Today, I made fudge candy. It was your recipe, the way you taught me, and I had all the problems you used to have. It turned out scorched and lumpy, a little hard around the edges. I started to laugh but cried instead. I miss you.
I miss holding your hand to cross the street, hearing your voice to calm my dreams in the night. I even miss your remedies when I stayed home sick from school. But, Gram, most of all, I miss your faith.
Remember the time I left Dave's bike outside the drugstore? I was in such a hurry to spend my allowance. When I came out, the bike was gone. My heart still drops when I think of it.
I felt I was living on the fringes of the family. They were so angry, everyone blaming everyone else. Then I heard you say when you thought I couldn't hear, "A person makes mistakes, mistakes don't make a person. Not Little Sis, and not whoever took that bike."
That morning, I made flyers from brown paper bags and passed them out door-to-door. The next day, we saw the bike parked in the yard. We never did find out who had taken it.
That was the first time I realized what faith meant. It was more than a belief in me or in the family. It was a total commitment to goodness itself, a knowing that everything would be all right. And I wish you could be with me now because, Gram, I can't see the goodness anymore.
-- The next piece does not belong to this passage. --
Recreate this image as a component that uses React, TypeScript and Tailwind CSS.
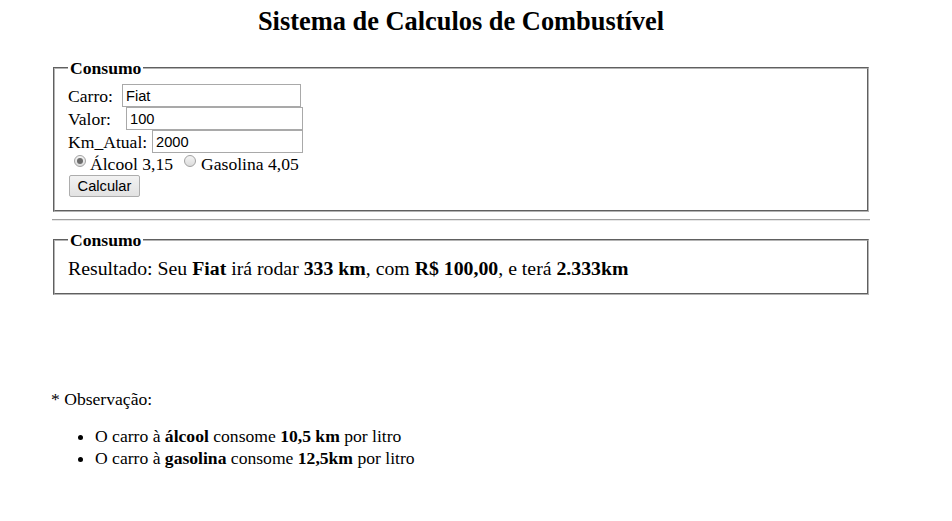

You never met my daughter. She was born after you left this world. She's bright and funny, just getting into that lanky stage with oversized teeth and rollerblade knees. I recently began allowing her to walk to school by herself. She was very proud of that, growing up so fast.
But yesterday as she walked, a man pulled up beside her. He asked if she'd seen his lost puppy. She approached his car, and he grabbed her wrist.
Gram, she's been warned about speaking to strangers. How could she? How could he? I thank God a crossing guard saw the commotion. I almost lost my little girl.
She's living on the fringes of the family now. We're so angry, so afraid. How can I trust her alone again? How can I let her grow in such a world?
People have always said I have your eyes, but I don't have your wisdom. I don't have your faith. I wish I could hear your voice once more tonight, to sooth my nightmares.